The daily chart of the S&P 500 tells the tale. The index pushed up and off of its 20/50-day moving average lines today, quelling the downtrend that tried to get started on Friday, but not getting the index above the hurdle at 2114 that would signal the onset of another bullish leg.
In other words, we're still right in the middle of a narrowing trading range.
At this point there's not much reason to not just sit back and wait. The rising support line and the barely-falling resistance line are close to converging, which should force everyone's hand. And, while I know the current scenario looks bullish at first glance, I still don't think I'd nibble on that bait. We're fast approaching the market's most lethargic time of year anyway, and we're entering this period already in an overbought condition.
Besides, today's volume behind a heroic move higher was rather anemic. Where are all the buyers? This is nothing more than a lack of sellers. (Never even mind the fact that rising pennant patterns like the one we're making tend to result in a pullback when made in the situation we're in now.)
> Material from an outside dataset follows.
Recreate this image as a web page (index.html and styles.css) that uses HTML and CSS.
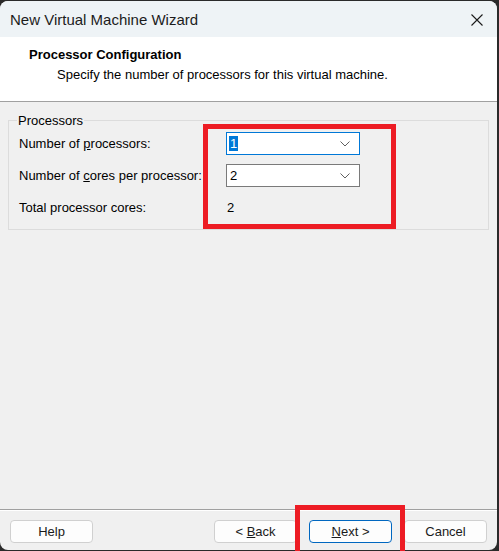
FILE: index.html
```html
<!DOCTYPE html>
<html>
<head>
<meta charset="utf-8">
<link rel="stylesheet" href="styles.css">
</head>
<body>
<div class="window">
  <div class="titlebar">
    <span class="title">New Virtual Machine Wizard</span>
    <svg class="close" width="12" height="12" viewBox="0 0 12 12"><path d="M0.5 0.5 L11.5 11.5 M11.5 0.5 L0.5 11.5" stroke="#1b1b1b" stroke-width="1.1" fill="none"/></svg>
  </div>
  <div class="header">
    <div class="h-title">Processor Configuration</div>
    <div class="h-sub">Specify the number of processors for this virtual machine.</div>
  </div>
  <div class="content">
    <fieldset class="group">
      <legend>Processors</legend>
      <div class="grid">
        <div class="label">Number of <u>p</u>rocessors:</div>
        <div class="combo focused"><span class="sel">1</span><svg class="chev" width="10" height="6" viewBox="0 0 10 6"><path d="M0.5 0.5 L5 5 L9.5 0.5" stroke="#606060" fill="none"/></svg></div>
        <div class="label">Number of <u>c</u>ores per processor:</div>
        <div class="combo"><span>2</span><svg class="chev" width="10" height="6" viewBox="0 0 10 6"><path d="M0.5 0.5 L5 5 L9.5 0.5" stroke="#606060" fill="none"/></svg></div>
        <div class="label">Total processor cores:</div>
        <div class="value">2</div>
      </div>
    </fieldset>
  </div>
  <div class="footer">
    <button class="btn">Help</button>
    <div class="spacer"></div>
    <button class="btn">&lt; <u>B</u>ack</button>
    <button class="btn primary"><u>N</u>ext &gt;</button>
    <button class="btn">Cancel</button>
  </div>
</div>
<div class="mark mark-combos"></div>
<div class="mark mark-next"></div>
</body>
</html>
```

FILE: styles.css
```css
html, body {
  margin: 0;
  padding: 0;
}
body {
  width: 499px;
  height: 551px;
  background: #2a2a2a;
  overflow: hidden;
  position: relative;
  font-family: "Segoe UI", "Liberation Sans", Arial, sans-serif;
  font-size: 13px;
  color: #1a1a1a;
}
.window {
  margin-top: 1px;
  width: 497px;
  height: 549px;
  border-radius: 8px;
  overflow: hidden;
  background: #f0f0f0;
  display: flex;
  flex-direction: column;
}
.titlebar {
  height: 36px;
  flex: none;
  background: #eef3f6;
  display: flex;
  align-items: center;
  justify-content: space-between;
  padding: 0 14px 0 10px;
}
.title {
  font-size: 15px;
  color: #1c1c1c;
}
.close {
  display: block;
  margin-top: 1px;
}
.header {
  flex: none;
  background: #ffffff;
  border-bottom: 1px solid #a0a0a0;
  padding: 10px 0 0 29px;
  box-sizing: border-box;
  height: 65px;
}
.h-title {
  font-weight: bold;
  font-size: 13px;
  line-height: 16px;
  color: #000;
}
.h-sub {
  margin-top: 4px;
  margin-left: 28px;
  line-height: 16px;
  color: #000;
}
.content {
  flex: 1;
  padding: 11px 8px 0 8px;
  border-bottom: 1px solid #a0a0a0;
}
.group {
  margin: 0;
  border: 1px solid #dcdcdc;
  padding: 4px 10px 10px 10px;
}
.group legend {
  padding: 0 1px;
  margin-left: -2px;
  line-height: 15px;
  color: #000;
}
.grid {
  display: grid;
  grid-template-columns: 207px 134px;
  grid-template-rows: 23px 23px 23px;
  row-gap: 9px;
  align-items: center;
}
.label {
  color: #000;
  white-space: nowrap;
}
.combo {
  height: 23px;
  box-sizing: border-box;
  background: #fff;
  border: 1px solid #7a7a7a;
  display: flex;
  align-items: center;
  justify-content: space-between;
  padding: 0 9px 0 2px;
  color: #000;
}
.combo.focused {
  border-color: #0078d7;
}
.combo span {
  line-height: 15px;
  padding: 0 1px;
}
.combo .sel {
  background: #0078d7;
  color: #fff;
}
.chev {
  display: block;
}
.value {
  padding-left: 1px;
  color: #000;
}
.footer {
  flex: none;
  height: 40px;
  box-sizing: border-box;
  border-top: 1px solid #ffffff;
  display: flex;
  align-items: flex-start;
  padding: 9px 10px 0 10px;
  gap: 12px;
}
.spacer {
  flex: 1;
}
.btn {
  width: 83px;
  height: 23px;
  box-sizing: border-box;
  background: #fdfdfd;
  border: 1px solid #d0d0d0;
  border-radius: 4px;
  font-family: inherit;
  font-size: 13px;
  color: #1a1a1a;
  padding: 0;
}
.btn.primary {
  border-color: #0067c0;
}
.mark {
  position: absolute;
  border: 5px solid #ed1c24;
  box-sizing: border-box;
}
.mark-combos {
  left: 203px;
  top: 124px;
  width: 193px;
  height: 105px;
}
.mark-next {
  left: 295px;
  top: 505px;
  width: 110px;
  height: 60px;
}
```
I know this is getting old. It's getting old for me too. Even our usual solution for a stagnant market - focusing on hot sectors and industries - hasn't helped a great deal to overcome this funk. Don't get too distracted or discouraged though, as I think we're close to breaking out of this rut... for better or worse.
Speaking of sectors, we're going to be taking a bigger-picture look at sectors and styles as we continue to walk into the latter phase of an economic expansion. Although this type of analysis doesn't help a whole lot in the short run, it does help in the long run. We'll get it before the end of the week.
That's it for today. We'll be back at it on Tuesday.